Quick wins for retirement in your 30s:

  • Start contributing to any employer-sponsored pension or retirement scheme available to you, especially if there's an employer match (that's essentially free money).
  • Open a personal retirement or investment account if you haven't already.
  • Even small, consistent contributions matter enormously over 30+ years.

3. Carrying High-Interest Debt Without a Strategy

Debt in your 30s isn't unusual — mortgages, student loans, car payments, and credit cards are all common. But high-interest debt, especially credit card debt, is a financial anchor that slows everything else down.

Paying 18–25% interest on a credit card balance while trying to build savings is like trying to fill a bathtub with the drain open.

Smart debt management strategies:

  1. List all your debts — amounts, interest rates, and minimum payments.
  2. Use the avalanche method (pay off highest interest debt first) to minimise the total interest you pay.
  3. Or use the snowball method (pay off smallest balances first) if you need motivational momentum.
  4. Avoid taking on new consumer debt for lifestyle purchases.

Reducing high-interest debt is one of the highest-return "investments" you can make.

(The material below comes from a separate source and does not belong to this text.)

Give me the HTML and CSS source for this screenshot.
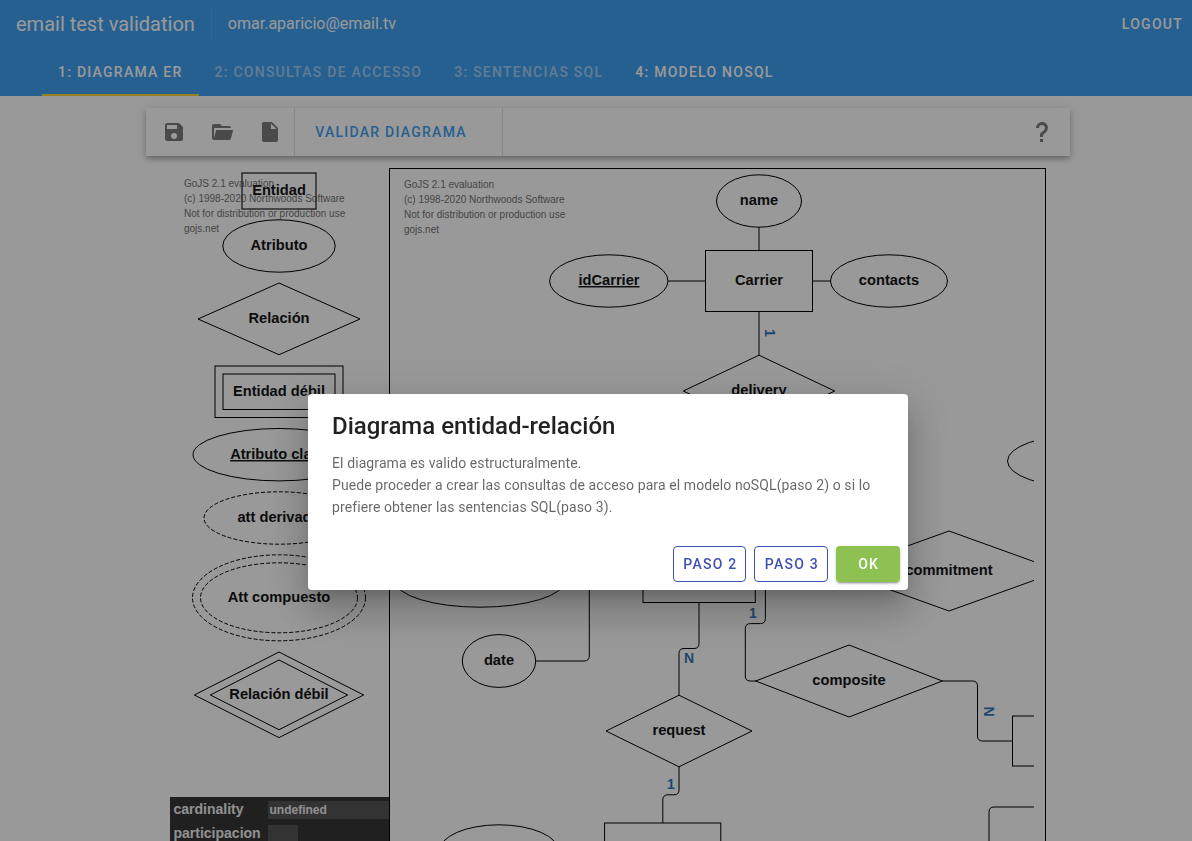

4. Not Having an Emergency Fund

Life gets more expensive and more complicated in your 30s. A boiler breaks. A job disappears. A health issue arrives without an invitation. Without an emergency fund, these events force you into debt or force you to raid your investments at the worst possible time.

Financial planning experts generally recommend keeping three to six months' worth of essential living expenses in a liquid, accessible account.

If you don't have this cushion yet, build it before aggressively investing. It's the financial safety net that makes everything else possible.


5. Neglecting Insurance and Protection

This is one of those money mistakes that feels irrelevant — until it isn't.

In your 30s, you may have dependants, a mortgage, and a lifestyle that others rely on. If something happened to your income, would your family be okay?

Types of cover worth reviewing:

  • Life insurance: Especially important if others depend on your income.
  • Income protection insurance: Covers a portion of your salary if you're unable to work due to illness or injury.
  • Health insurance: Depending on your country, access to quality healthcare without cover can be financially devastating.

Many people in their thirties are underinsured simply because they've never sat down to assess what they actually need. Take an hour this month to review your coverage.


6. Treating Your Home as Your Only Investment

Homeownership is a worthy goal, but over-concentrating your wealth in property is a risky financial planning mistake. A home is a place to live first and an investment second — and it comes with maintenance costs, property taxes, and illiquidity that people often underestimate.

Diversifying into other assets — shares, bonds, index funds, or retirement accounts — helps spread risk and often provides better long-term returns than property alone.

If you're a homeowner, that's great. But make sure you're also building financial assets outside your home.


7. Not Having Clear Financial Goals

Vague intentions like "I want to save more" or "I should probably invest" rarely turn into action. In your thirties, the stakes are high enough that you need specific, written financial goals.

A simple framework:

  • Short-term goals (1–2 years): Build emergency fund, pay off credit cards, save for a trip or car.
  • Medium-term goals (3–10 years): Save for a home deposit, pay down mortgage, start a business fund.
  • Long-term goals (10+ years): Retirement, financial independence, leaving a legacy.

Use tools like the free Retirement Calculator to model your long-term goals and see how different saving rates and timelines affect your outcome. Seeing the numbers in black and white can be a powerful motivator.


8. Trying to Do It All Without Any Knowledge or Help

You don't need to be a financial expert, but financial planning in your thirties requires more than just winging it. Many people avoid learning about money because it feels overwhelming or boring — and that avoidance itself becomes a costly mistake.

Ways to build your financial knowledge:

  • Read one personal finance book per year (classics like The Richest Man in Babylon or I Will Teach You to Be Rich are accessible starting points).
  • Follow reputable financial education resources online.
  • Consider speaking with a certified financial planner or adviser for personalised guidance, especially around major decisions like property, insurance, or investing.

Take Action Now, Thank Yourself Later

Your 30s are not the time to coast. They're the decade where the right financial habits compound into real, life-changing wealth — and where the wrong ones quietly set you back by years.

Here's a quick action checklist to get started:

  • [ ] Review your monthly spending and identify lifestyle inflation
  • [ ] Check whether you're on track for retirement using the Retirement Calculator
  • [ ] List your debts and choose a repayment strategy
  • [ ] Set up or review your emergency fund
  • [ ] Audit your insurance coverage
  • [ ] Write down three specific financial goals for the next five years

None of these steps require you to be wealthy or financially sophisticated. They just require you to start — and to keep going. The version of you in your 50s and 60s will be incredibly grateful you did.